Kyoto disaster predicted

New Zealand is highly likely to miss its Kyoto targets, at great cost to taxpayers and consumers, says the Forest Owners Association. In the last three years there has been a dramatic decline in new forest plantings, says association president Peter Berg. "If it continues, New Zealand won't have the 33 million tonnes of surplus carbon dioxide credits the government hopes to trade on international markets.

"The government justified ratifying the Kyoto protocol on both environmental and fiscal grounds. It even said that failure to ratify would be tantamount to setting fire to a very large cheque.

"It's now looking like there may be no cheque and no benefit to the economy. Indeed, the end result of the government's Kyoto policies may be huge disruption to the economy and a big greenhouse gas bill." Mr Berg says the average new rate of new forest planting for the last 30 years has been 44,900 hectares a year. In 2002, it dropped to 22,000 ha and last year to 10,600 ha, with forward orders placed at tree nurseries indicating a further decline this year. Meanwhile, the gap between the area harvested and area replanted has grown, with increasing areas of harvested forest being converted to dairying and other livestock.

"These trends will have a huge impact if they continue, because the government is relying on young growing trees to soak up the country's increased output of greenhouse gases, especially methane from dairy cows," Mr Berg says. "Growing trees do this very effectively. About half the weight of wood is carbon, derived from carbon dioxide in the atmosphere."

When the government signed the Kyoto Protocol, it committed New Zealand to reducing its net greenhouse gas output to 1990 levels by 2012. Although the gross output of greenhouse gases was projected by the Climate Change Office to increase by 30 per cent in the period * assuming 'business as usual', the government figured it could meet its Kyoto target and more.

The carbon tax and other government initiatives, like the promotion of wind power, were expected to reduce the potential increase by a third. However the bulk of the offset was to come from new forest plantings which, at the time the Protocol was drafted in 1997, stood at 64,000 ha a year.
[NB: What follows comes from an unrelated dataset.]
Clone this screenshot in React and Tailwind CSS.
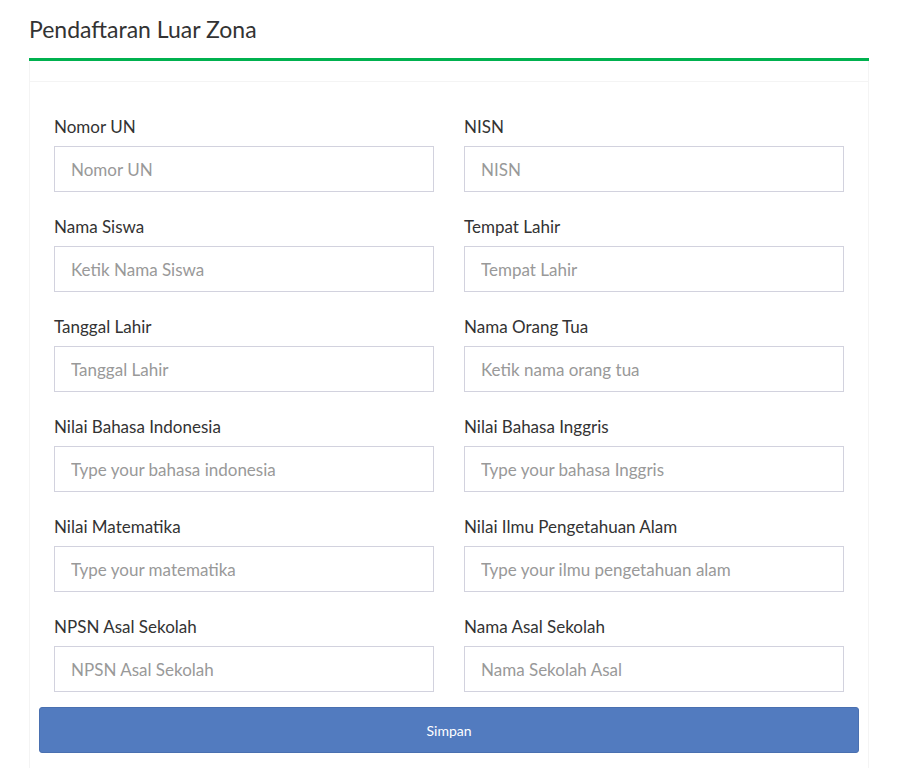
import React from 'react';

const fields = [
  ['Nomor UN', 'Nomor UN', 'NISN', 'NISN'],
  ['Nama Siswa', 'Ketik Nama Siswa', 'Tempat Lahir', 'Tempat Lahir'],
  ['Tanggal Lahir', 'Tanggal Lahir', 'Nama Orang Tua', 'Ketik nama orang tua'],
  ['Nilai Bahasa Indonesia', 'Type your bahasa indonesia', 'Nilai Bahasa Inggris', 'Type your bahasa Inggris'],
  ['Nilai Matematika', 'Type your matematika', 'Nilai Ilmu Pengetahuan Alam', 'Type your ilmu pengetahuan alam'],
  ['NPSN Asal Sekolah', 'NPSN Asal Sekolah', 'Nama Asal Sekolah', 'Nama Sekolah Asal'],
];

function Field({ label, placeholder }) {
  return (
    <div className="px-[15px] mb-6">
      <label className="block h-[22px] leading-[22px] text-[17px] text-[#333] mb-2">{label}</label>
      <input
        className="block w-full h-[46px] border border-[#d2d2de] px-4 text-[17px] text-[#333] placeholder:text-[#999] outline-none"
        placeholder={placeholder}
      />
    </div>
  );
}

export default function App() {
  return (
    <div className="min-h-[768px] bg-white px-[29px]" style={{ fontFamily: 'Lato, "Noto Sans", sans-serif' }}>
      <h1 className="pt-[15px] h-[58px] text-[23px] leading-[29px] text-[#333]">Pendaftaran Luar Zona</h1>
      <div className="border-t-[3px] border-[#00b14f]">
        <div className="border-x border-b border-[#f4f4f4] h-[21px]" />
        <div className="border-x border-[#f4f4f4] px-[9px] pt-[34px] pb-6">
          <div className="grid grid-cols-2">
            {fields.map(([l1, p1, l2, p2]) => (
              <React.Fragment key={l1}>
                <Field label={l1} placeholder={p1} />
                <Field label={l2} placeholder={p2} />
              </React.Fragment>
            ))}
          </div>
          <button className="-mt-[9px] block w-full h-[46px] rounded-[3px] bg-[#527bbf] border border-[#4a70b0] text-white text-[14px]">
            Simpan
          </button>
        </div>
      </div>
    </div>
  );
}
Last year the Climate Change Office reviewed New Zealand's ability to meet its Kyoto obligations.

The office noted that its previous forecasts had not allowed for any deforestation, and had assumed new plantings of 30,000 ha year. "In each of the last three years, at least 10 per cent of the country's harvested forest area has not been replanted. In addition, an unknown but substantial area of immature forest was cut to waste or sprayed with herbicide by land owners converting to livestock," Mr Berg says. "If this continues, deforestation alone will remove at least 21 million tonnes of carbon dioxide (CO2) from the government's projected 33 million tonne CO2 cheque.

If new planting rates also remain at around the current low of 10,000 ha, officials estimate the CO2 balance will fall by a further 10.3 million tonnes." Mr Berg says this calculation only takes into account the loss of carbon sequestration by forestry. "If allowance is also made for increased greenhouse gas emissions from livestock occupying formerly forested land, New Zealand will have a negative carbon balance in the first Kyoto commitment period from 2008-2012.
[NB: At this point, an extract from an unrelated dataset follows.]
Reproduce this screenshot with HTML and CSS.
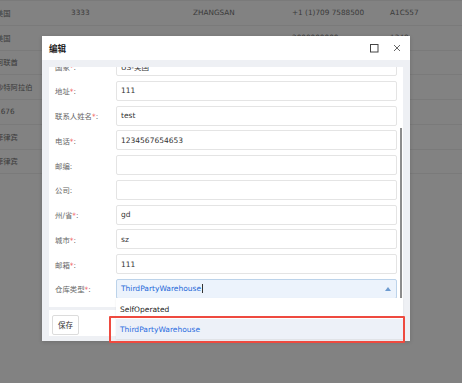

The cost to the taxpayer will depend on the price of carbon emission units at the time, but is likely to be many millions of dollars. "Worse still, we are only talking about the first Kyoto commitment period from 2008-2012. Beyond that, because of the age structure of our plantation forests, officials predict there will be periods when future governments will face net liabilities from Kyoto forests." Trees grow very well in New Zealand, probably as well as anywhere in the world. "It's therefore logical we should use forestry as one of the tools to achieve our Kyoto and climate change goals. But to do this we need the government to adopt much more encouraging and even-handed policies," Mr Berg says.